> **EXERCISE OBJECTIVE**: Repeat the data below exactly, dropping any pictures it holds.

____ MATERIAL

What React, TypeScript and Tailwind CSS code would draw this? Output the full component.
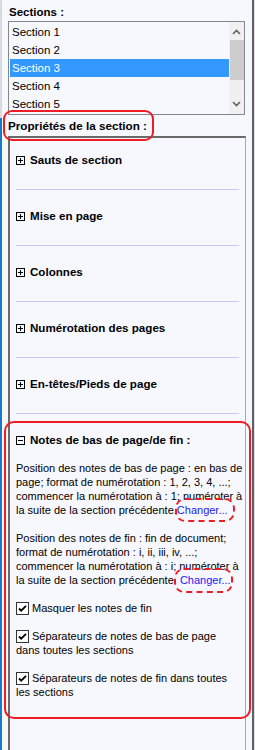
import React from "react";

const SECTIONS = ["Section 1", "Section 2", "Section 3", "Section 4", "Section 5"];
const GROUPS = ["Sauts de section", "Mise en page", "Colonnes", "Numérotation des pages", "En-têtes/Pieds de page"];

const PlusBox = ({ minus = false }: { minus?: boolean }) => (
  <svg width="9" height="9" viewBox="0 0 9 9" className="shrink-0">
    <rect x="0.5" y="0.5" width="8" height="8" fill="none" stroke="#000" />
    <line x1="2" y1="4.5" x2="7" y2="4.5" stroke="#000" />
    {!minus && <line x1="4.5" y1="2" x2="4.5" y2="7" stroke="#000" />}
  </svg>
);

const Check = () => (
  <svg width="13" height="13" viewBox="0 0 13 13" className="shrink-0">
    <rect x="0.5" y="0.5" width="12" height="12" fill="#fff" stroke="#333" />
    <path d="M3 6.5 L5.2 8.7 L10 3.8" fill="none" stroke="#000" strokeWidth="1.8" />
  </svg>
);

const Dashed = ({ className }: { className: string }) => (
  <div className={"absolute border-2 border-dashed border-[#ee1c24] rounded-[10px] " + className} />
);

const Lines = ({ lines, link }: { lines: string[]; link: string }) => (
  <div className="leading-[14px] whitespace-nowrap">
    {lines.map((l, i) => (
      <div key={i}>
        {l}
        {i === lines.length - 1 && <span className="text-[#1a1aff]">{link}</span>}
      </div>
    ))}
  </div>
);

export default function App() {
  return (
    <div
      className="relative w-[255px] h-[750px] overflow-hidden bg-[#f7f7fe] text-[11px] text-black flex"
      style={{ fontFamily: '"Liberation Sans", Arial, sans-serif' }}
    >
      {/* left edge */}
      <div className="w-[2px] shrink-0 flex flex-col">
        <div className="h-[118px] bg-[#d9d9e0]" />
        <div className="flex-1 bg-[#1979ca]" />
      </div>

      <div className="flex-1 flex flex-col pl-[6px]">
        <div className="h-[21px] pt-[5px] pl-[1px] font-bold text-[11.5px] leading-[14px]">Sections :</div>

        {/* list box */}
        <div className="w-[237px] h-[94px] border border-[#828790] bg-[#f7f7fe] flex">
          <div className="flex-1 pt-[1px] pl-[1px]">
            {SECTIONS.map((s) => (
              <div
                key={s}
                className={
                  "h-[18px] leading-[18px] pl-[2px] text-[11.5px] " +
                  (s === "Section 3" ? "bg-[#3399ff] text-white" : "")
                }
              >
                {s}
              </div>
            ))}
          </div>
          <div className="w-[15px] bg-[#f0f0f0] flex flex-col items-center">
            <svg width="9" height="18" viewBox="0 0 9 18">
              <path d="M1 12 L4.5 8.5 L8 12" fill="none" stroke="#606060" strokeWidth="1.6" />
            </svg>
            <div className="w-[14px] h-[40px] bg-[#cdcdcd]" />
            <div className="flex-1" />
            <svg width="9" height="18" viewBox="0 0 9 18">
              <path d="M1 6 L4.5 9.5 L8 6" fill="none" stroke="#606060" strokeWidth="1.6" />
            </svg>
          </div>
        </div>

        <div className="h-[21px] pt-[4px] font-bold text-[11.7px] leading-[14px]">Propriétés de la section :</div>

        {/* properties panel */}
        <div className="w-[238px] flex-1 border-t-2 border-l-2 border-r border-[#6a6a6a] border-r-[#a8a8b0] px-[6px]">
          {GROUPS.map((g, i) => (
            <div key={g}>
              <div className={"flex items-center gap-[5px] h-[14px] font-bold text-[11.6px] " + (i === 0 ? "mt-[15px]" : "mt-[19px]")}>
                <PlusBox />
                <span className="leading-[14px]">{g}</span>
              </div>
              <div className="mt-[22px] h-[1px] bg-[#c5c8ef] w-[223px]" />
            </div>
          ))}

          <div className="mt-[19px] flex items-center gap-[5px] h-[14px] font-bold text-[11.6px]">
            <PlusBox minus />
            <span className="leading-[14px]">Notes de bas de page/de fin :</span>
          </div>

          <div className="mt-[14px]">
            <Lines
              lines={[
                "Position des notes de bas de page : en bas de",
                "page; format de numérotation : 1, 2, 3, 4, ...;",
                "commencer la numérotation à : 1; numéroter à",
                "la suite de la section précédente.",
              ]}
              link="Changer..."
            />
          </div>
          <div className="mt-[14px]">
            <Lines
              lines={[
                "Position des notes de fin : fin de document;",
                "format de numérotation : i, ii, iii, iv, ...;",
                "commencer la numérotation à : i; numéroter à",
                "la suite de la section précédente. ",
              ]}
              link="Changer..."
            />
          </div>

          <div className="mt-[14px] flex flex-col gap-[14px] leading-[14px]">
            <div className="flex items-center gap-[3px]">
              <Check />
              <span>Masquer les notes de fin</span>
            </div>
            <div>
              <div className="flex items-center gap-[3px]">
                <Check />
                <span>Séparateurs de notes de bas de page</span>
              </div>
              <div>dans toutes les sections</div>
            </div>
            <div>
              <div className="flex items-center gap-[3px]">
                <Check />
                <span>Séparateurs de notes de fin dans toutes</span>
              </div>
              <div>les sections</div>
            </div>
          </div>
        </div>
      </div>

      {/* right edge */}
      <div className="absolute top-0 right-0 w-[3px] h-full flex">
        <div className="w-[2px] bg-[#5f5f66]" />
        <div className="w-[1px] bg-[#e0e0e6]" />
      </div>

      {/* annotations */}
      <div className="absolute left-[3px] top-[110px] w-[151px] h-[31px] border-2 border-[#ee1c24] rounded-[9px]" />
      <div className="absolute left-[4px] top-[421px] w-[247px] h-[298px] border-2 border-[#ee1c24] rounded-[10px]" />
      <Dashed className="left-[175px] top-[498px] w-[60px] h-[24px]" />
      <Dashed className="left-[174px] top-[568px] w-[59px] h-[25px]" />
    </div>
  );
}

________

> **TASK RESPONSE**:
What React, TypeScript and Tailwind CSS code would draw this? Output the full component.
import React from "react";

const SECTIONS = ["Section 1", "Section 2", "Section 3", "Section 4", "Section 5"];
const GROUPS = ["Sauts de section", "Mise en page", "Colonnes", "Numérotation des pages", "En-têtes/Pieds de page"];

const PlusBox = ({ minus = false }: { minus?: boolean }) => (
  <svg width="9" height="9" viewBox="0 0 9 9" className="shrink-0">
    <rect x="0.5" y="0.5" width="8" height="8" fill="none" stroke="#000" />
    <line x1="2" y1="4.5" x2="7" y2="4.5" stroke="#000" />
    {!minus && <line x1="4.5" y1="2" x2="4.5" y2="7" stroke="#000" />}
  </svg>
);

const Check = () => (
  <svg width="13" height="13" viewBox="0 0 13 13" className="shrink-0">
    <rect x="0.5" y="0.5" width="12" height="12" fill="#fff" stroke="#333" />
    <path d="M3 6.5 L5.2 8.7 L10 3.8" fill="none" stroke="#000" strokeWidth="1.8" />
  </svg>
);

const Dashed = ({ className }: { className: string }) => (
  <div className={"absolute border-2 border-dashed border-[#ee1c24] rounded-[10px] " + className} />
);

const Lines = ({ lines, link }: { lines: string[]; link: string }) => (
  <div className="leading-[14px] whitespace-nowrap">
    {lines.map((l, i) => (
      <div key={i}>
        {l}
        {i === lines.length - 1 && <span className="text-[#1a1aff]">{link}</span>}
      </div>
    ))}
  </div>
);

export default function App() {
  return (
    <div
      className="relative w-[255px] h-[750px] overflow-hidden bg-[#f7f7fe] text-[11px] text-black flex"
      style={{ fontFamily: '"Liberation Sans", Arial, sans-serif' }}
    >
      {/* left edge */}
      <div className="w-[2px] shrink-0 flex flex-col">
        <div className="h-[118px] bg-[#d9d9e0]" />
        <div className="flex-1 bg-[#1979ca]" />
      </div>

      <div className="flex-1 flex flex-col pl-[6px]">
        <div className="h-[21px] pt-[5px] pl-[1px] font-bold text-[11.5px] leading-[14px]">Sections :</div>

        {/* list box */}
        <div className="w-[237px] h-[94px] border border-[#828790] bg-[#f7f7fe] flex">
          <div className="flex-1 pt-[1px] pl-[1px]">
            {SECTIONS.map((s) => (
              <div
                key={s}
                className={
                  "h-[18px] leading-[18px] pl-[2px] text-[11.5px] " +
                  (s === "Section 3" ? "bg-[#3399ff] text-white" : "")
                }
              >
                {s}
              </div>
            ))}
          </div>
          <div className="w-[15px] bg-[#f0f0f0] flex flex-col items-center">
            <svg width="9" height="18" viewBox="0 0 9 18">
              <path d="M1 12 L4.5 8.5 L8 12" fill="none" stroke="#606060" strokeWidth="1.6" />
            </svg>
            <div className="w-[14px] h-[40px] bg-[#cdcdcd]" />
            <div className="flex-1" />
            <svg width="9" height="18" viewBox="0 0 9 18">
              <path d="M1 6 L4.5 9.5 L8 6" fill="none" stroke="#606060" strokeWidth="1.6" />
            </svg>
          </div>
        </div>

        <div className="h-[21px] pt-[4px] font-bold text-[11.7px] leading-[14px]">Propriétés de la section :</div>

        {/* properties panel */}
        <div className="w-[238px] flex-1 border-t-2 border-l-2 border-r border-[#6a6a6a] border-r-[#a8a8b0] px-[6px]">
          {GROUPS.map((g, i) => (
            <div key={g}>
              <div className={"flex items-center gap-[5px] h-[14px] font-bold text-[11.6px] " + (i === 0 ? "mt-[15px]" : "mt-[19px]")}>
                <PlusBox />
                <span className="leading-[14px]">{g}</span>
              </div>
              <div className="mt-[22px] h-[1px] bg-[#c5c8ef] w-[223px]" />
            </div>
          ))}

          <div className="mt-[19px] flex items-center gap-[5px] h-[14px] font-bold text-[11.6px]">
            <PlusBox minus />
            <span className="leading-[14px]">Notes de bas de page/de fin :</span>
          </div>

          <div className="mt-[14px]">
            <Lines
              lines={[
                "Position des notes de bas de page : en bas de",
                "page; format de numérotation : 1, 2, 3, 4, ...;",
                "commencer la numérotation à : 1; numéroter à",
                "la suite de la section précédente.",
              ]}
              link="Changer..."
            />
          </div>
          <div className="mt-[14px]">
            <Lines
              lines={[
                "Position des notes de fin : fin de document;",
                "format de numérotation : i, ii, iii, iv, ...;",
                "commencer la numérotation à : i; numéroter à",
                "la suite de la section précédente. ",
              ]}
              link="Changer..."
            />
          </div>

          <div className="mt-[14px] flex flex-col gap-[14px] leading-[14px]">
            <div className="flex items-center gap-[3px]">
              <Check />
              <span>Masquer les notes de fin</span>
            </div>
            <div>
              <div className="flex items-center gap-[3px]">
                <Check />
                <span>Séparateurs de notes de bas de page</span>
              </div>
              <div>dans toutes les sections</div>
            </div>
            <div>
              <div className="flex items-center gap-[3px]">
                <Check />
                <span>Séparateurs de notes de fin dans toutes</span>
              </div>
              <div>les sections</div>
            </div>
          </div>
        </div>
      </div>

      {/* right edge */}
      <div className="absolute top-0 right-0 w-[3px] h-full flex">
        <div className="w-[2px] bg-[#5f5f66]" />
        <div className="w-[1px] bg-[#e0e0e6]" />
      </div>

      {/* annotations */}
      <div className="absolute left-[3px] top-[110px] w-[151px] h-[31px] border-2 border-[#ee1c24] rounded-[9px]" />
      <div className="absolute left-[4px] top-[421px] w-[247px] h-[298px] border-2 border-[#ee1c24] rounded-[10px]" />
      <Dashed className="left-[175px] top-[498px] w-[60px] h-[24px]" />
      <Dashed className="left-[174px] top-[568px] w-[59px] h-[25px]" />
    </div>
  );
}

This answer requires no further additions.